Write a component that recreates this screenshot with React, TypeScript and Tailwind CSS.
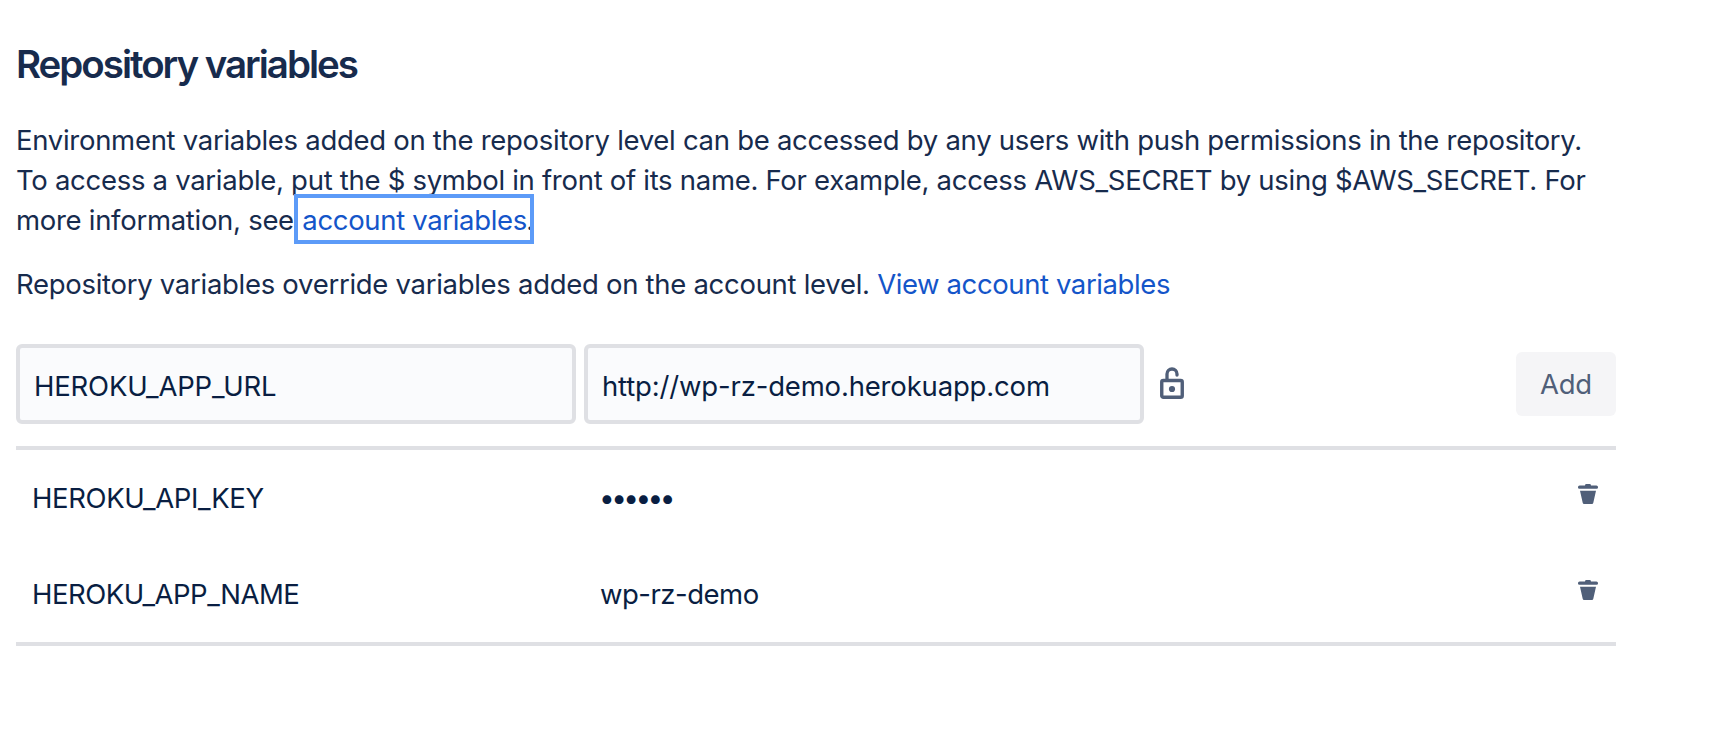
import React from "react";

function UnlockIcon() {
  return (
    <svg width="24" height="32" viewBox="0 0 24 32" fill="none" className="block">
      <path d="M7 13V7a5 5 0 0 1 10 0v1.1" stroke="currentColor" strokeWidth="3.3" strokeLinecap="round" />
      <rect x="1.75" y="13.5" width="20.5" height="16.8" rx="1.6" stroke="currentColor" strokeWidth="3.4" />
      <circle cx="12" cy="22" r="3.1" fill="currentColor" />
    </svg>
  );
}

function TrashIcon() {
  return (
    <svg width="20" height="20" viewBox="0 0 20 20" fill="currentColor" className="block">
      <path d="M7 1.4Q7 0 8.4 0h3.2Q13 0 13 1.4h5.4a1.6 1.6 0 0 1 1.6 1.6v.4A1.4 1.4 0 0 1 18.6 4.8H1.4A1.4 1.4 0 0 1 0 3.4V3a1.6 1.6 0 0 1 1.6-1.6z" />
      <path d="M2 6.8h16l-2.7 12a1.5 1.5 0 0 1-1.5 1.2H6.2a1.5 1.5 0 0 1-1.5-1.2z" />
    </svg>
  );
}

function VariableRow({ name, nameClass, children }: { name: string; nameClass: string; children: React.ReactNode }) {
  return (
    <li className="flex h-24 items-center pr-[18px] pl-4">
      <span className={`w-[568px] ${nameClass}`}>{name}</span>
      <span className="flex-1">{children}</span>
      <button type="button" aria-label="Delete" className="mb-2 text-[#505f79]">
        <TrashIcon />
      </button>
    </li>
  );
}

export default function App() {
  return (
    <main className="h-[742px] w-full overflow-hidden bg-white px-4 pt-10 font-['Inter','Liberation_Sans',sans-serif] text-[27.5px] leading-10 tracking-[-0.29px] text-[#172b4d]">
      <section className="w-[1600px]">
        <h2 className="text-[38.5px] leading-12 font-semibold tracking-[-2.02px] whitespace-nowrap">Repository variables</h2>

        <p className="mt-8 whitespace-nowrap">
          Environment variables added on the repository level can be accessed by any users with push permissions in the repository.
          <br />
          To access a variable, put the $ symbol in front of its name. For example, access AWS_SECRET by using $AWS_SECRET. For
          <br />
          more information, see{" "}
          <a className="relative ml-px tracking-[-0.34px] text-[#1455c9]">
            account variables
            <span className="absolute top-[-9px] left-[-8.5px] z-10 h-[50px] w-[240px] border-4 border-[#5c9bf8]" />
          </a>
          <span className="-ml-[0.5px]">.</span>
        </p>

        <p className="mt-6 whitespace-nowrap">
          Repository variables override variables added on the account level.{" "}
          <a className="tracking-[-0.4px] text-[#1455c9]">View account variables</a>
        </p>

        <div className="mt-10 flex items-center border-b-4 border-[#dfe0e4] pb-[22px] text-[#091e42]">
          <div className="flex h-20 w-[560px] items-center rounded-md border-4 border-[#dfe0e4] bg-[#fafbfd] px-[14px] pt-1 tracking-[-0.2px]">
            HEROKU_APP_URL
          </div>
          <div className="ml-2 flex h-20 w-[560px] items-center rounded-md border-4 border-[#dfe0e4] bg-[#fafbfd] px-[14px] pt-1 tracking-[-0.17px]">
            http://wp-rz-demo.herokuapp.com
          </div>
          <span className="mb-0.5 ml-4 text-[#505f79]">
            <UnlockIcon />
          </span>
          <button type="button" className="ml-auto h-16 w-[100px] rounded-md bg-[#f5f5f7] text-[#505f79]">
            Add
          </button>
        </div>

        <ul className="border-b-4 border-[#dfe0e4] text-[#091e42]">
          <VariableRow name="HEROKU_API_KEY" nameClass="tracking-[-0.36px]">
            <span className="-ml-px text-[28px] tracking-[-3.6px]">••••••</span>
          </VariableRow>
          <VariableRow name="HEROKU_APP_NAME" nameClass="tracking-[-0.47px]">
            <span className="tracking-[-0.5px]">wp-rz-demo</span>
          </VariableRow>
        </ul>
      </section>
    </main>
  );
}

*-*-*

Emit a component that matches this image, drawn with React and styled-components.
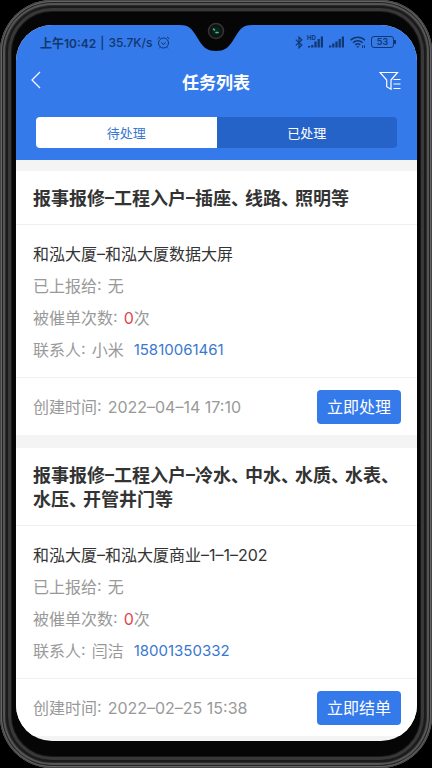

*-*-*

◆ Required task
Copy the listing above exactly, but only from the line with "Write a component" through the line with "leading-12 font-semibold tracking-[-2.02px]", including those two lines and excluding any picture.

◆ Exercise answer
Write a component that recreates this screenshot with React, TypeScript and Tailwind CSS.
import React from "react";

function UnlockIcon() {
  return (
    <svg width="24" height="32" viewBox="0 0 24 32" fill="none" className="block">
      <path d="M7 13V7a5 5 0 0 1 10 0v1.1" stroke="currentColor" strokeWidth="3.3" strokeLinecap="round" />
      <rect x="1.75" y="13.5" width="20.5" height="16.8" rx="1.6" stroke="currentColor" strokeWidth="3.4" />
      <circle cx="12" cy="22" r="3.1" fill="currentColor" />
    </svg>
  );
}

function TrashIcon() {
  return (
    <svg width="20" height="20" viewBox="0 0 20 20" fill="currentColor" className="block">
      <path d="M7 1.4Q7 0 8.4 0h3.2Q13 0 13 1.4h5.4a1.6 1.6 0 0 1 1.6 1.6v.4A1.4 1.4 0 0 1 18.6 4.8H1.4A1.4 1.4 0 0 1 0 3.4V3a1.6 1.6 0 0 1 1.6-1.6z" />
      <path d="M2 6.8h16l-2.7 12a1.5 1.5 0 0 1-1.5 1.2H6.2a1.5 1.5 0 0 1-1.5-1.2z" />
    </svg>
  );
}

function VariableRow({ name, nameClass, children }: { name: string; nameClass: string; children: React.ReactNode }) {
  return (
    <li className="flex h-24 items-center pr-[18px] pl-4">
      <span className={`w-[568px] ${nameClass}`}>{name}</span>
      <span className="flex-1">{children}</span>
      <button type="button" aria-label="Delete" className="mb-2 text-[#505f79]">
        <TrashIcon />
      </button>
    </li>
  );
}

export default function App() {
  return (
    <main className="h-[742px] w-full overflow-hidden bg-white px-4 pt-10 font-['Inter','Liberation_Sans',sans-serif] text-[27.5px] leading-10 tracking-[-0.29px] text-[#172b4d]">
      <section className="w-[1600px]">
        <h2 className="text-[38.5px] leading-12 font-semibold tracking-[-2.02px] whitespace-nowrap">Repository variables</h2>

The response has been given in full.